Padahal, rencana impor komoditas pangan baik daging kerbau, beras, dan gula lampu hijaunya berada di Kementerian Perdagangan. Pemerintah merencanakan impor daging sapi dan kerbau sebesar 200 ribu ton untuk mengamankan pasokan jelang idul fitri. Tidak hanya itu, pemerintah juga mengimpor Gula Kristal Putih (GKP) sebanyak 991 ribu ton pada tahun ini. 

Sedangkan untuk beras, terakhir stok beras di Bulog hanya sampai 220 ribu ton saja di tengah kebutuhan nasional sebesar 2,5 juta ton. Meski sebentar lagi masa panen tiba dan produksi nasional diperkirakan mencapai 1,3 juta ton, namun pemerintah tetap membuka peluang impor beras ini (republika.co.id, 2/4/2023).

Demikianlah kondisi negara dengan mayoritas penduduk Muslim, kebijakan yang diambil penguasa tidak menyelesaikan masalah. Namun menambah masalah baru dan makin pelik. Rakyatlah yang menjadi korbannya. Ketergantungan impor menjadikan industri dalam negeri tidak berkembang dan menjauhkan dari kemandirian bangsa. 

Impor yang menggila akan terus menggerus kemandirian negeri selama rezim tetap berpegang pada kebijakan ekonomi neolib. Untuk menghentikannya dibutuhkan negara yang punya visi jelas, pemerintah yang berperan sebagai pelayan bukan segelintir pebisnis, serta sistem ekonomi syariah bukan ekonomi yang pro kapitalis. 

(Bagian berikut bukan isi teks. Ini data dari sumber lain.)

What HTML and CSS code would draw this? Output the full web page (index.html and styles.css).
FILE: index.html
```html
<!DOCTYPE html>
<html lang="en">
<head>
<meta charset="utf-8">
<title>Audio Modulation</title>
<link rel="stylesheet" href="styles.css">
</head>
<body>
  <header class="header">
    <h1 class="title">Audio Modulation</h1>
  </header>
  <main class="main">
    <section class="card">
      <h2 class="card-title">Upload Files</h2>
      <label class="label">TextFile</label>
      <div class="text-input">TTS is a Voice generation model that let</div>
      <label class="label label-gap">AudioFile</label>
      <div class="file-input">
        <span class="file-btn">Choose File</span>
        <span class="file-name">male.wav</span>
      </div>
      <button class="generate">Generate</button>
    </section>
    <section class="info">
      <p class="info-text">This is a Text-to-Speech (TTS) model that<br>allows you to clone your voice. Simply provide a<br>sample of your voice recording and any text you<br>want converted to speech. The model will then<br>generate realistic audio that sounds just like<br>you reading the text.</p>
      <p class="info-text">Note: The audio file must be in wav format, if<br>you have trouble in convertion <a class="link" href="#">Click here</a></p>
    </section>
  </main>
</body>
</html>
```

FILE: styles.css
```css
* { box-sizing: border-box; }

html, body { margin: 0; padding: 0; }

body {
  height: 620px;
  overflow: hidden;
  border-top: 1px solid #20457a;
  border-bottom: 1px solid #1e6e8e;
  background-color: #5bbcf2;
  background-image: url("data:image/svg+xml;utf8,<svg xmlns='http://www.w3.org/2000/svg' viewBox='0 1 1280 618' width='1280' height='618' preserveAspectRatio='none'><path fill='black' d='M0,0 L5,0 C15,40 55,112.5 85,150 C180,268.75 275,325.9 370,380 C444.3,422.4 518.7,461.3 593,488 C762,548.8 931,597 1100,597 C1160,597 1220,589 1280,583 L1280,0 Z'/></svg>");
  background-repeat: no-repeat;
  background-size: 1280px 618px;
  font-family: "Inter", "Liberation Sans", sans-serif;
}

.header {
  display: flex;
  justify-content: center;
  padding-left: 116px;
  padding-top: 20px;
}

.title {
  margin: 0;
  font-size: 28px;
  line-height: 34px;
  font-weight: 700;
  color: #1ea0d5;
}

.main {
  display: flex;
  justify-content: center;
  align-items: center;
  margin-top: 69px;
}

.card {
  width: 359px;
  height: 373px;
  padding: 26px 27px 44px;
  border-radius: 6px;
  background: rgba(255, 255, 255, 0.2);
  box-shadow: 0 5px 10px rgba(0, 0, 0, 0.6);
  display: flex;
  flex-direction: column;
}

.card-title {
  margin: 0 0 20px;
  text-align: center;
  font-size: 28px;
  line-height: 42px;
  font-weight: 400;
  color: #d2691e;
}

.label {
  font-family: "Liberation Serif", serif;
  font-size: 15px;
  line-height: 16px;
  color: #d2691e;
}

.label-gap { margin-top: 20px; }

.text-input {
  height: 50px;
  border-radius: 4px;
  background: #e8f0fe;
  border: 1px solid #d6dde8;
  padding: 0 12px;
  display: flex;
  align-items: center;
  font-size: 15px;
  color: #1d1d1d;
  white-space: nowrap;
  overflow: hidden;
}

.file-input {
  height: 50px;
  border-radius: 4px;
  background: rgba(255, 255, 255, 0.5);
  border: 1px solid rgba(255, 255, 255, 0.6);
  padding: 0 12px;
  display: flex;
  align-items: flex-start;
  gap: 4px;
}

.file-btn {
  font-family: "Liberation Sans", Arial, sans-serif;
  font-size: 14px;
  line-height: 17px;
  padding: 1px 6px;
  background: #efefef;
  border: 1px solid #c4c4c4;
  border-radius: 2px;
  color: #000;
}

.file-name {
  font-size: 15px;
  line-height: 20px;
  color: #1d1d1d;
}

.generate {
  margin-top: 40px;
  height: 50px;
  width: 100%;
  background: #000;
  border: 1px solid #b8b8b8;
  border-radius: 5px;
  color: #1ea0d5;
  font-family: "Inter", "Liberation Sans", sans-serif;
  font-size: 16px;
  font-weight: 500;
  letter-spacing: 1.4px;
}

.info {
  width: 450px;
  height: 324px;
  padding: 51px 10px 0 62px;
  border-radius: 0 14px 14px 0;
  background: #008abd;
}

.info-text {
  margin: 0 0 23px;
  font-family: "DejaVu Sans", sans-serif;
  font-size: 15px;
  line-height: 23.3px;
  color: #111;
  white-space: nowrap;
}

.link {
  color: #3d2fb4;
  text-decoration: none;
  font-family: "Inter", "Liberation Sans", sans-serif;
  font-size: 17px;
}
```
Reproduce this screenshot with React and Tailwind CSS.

Seyogianya jabatan kepemimpinan dijalankan dengan tanggung jawab dan amanah, bukan dijadikan kesempatan meraup keuntungan demi kelompoknya. 

Wahai para penguasa, kekuasaan itu adalah amanah yang akan ditanya pertanggung jawabannya. Jalankan amanah itu sesuai perintahNya, niscaya keselamatan dunia serta akhirat akan didapat. 

Salah urus pemerintah dalam sektor pangan, terlihat pada rendahnya pasokan dalam negeri serta ketidakmampuan pemerintah dalam menjaga kestabilan harga. 

Tentu masih terngiang di benak kita sikap instan pemerintah yang mengatasi kelangkaan bahan pangan melalui kebijakan impor. 

Kasus impor 500 ribu ton beras tahun lalu yang dinilai tidak efektif dan dirasa aneh serta terburu-buru karena justru pada saat itu negeri ini menghadapi masa panen raya, padahal data dari Kementerian Pertanian mengklaim bahwa saat itu kita mengalami surplus beras sebesar 329 ribu ton.

Sejatinya, kebijakan impor hanya menguntungkan segelintir pihak mafia yang bermain di sektor ini dan tidak pernah berpihak pada rakyat, bahkan dampaknya rakyat makin terpuruk.

Namun sayang, kebijakan pemerintah ini beberapa waktu lalu justru berlanjut pada komoditas lainnya seperti bawang putih, garam untuk kebutuhan industri serta gula. Oleh karena itu, slogan swasembada pangan di negeri ini hanyalah jargon pencitraan belaka.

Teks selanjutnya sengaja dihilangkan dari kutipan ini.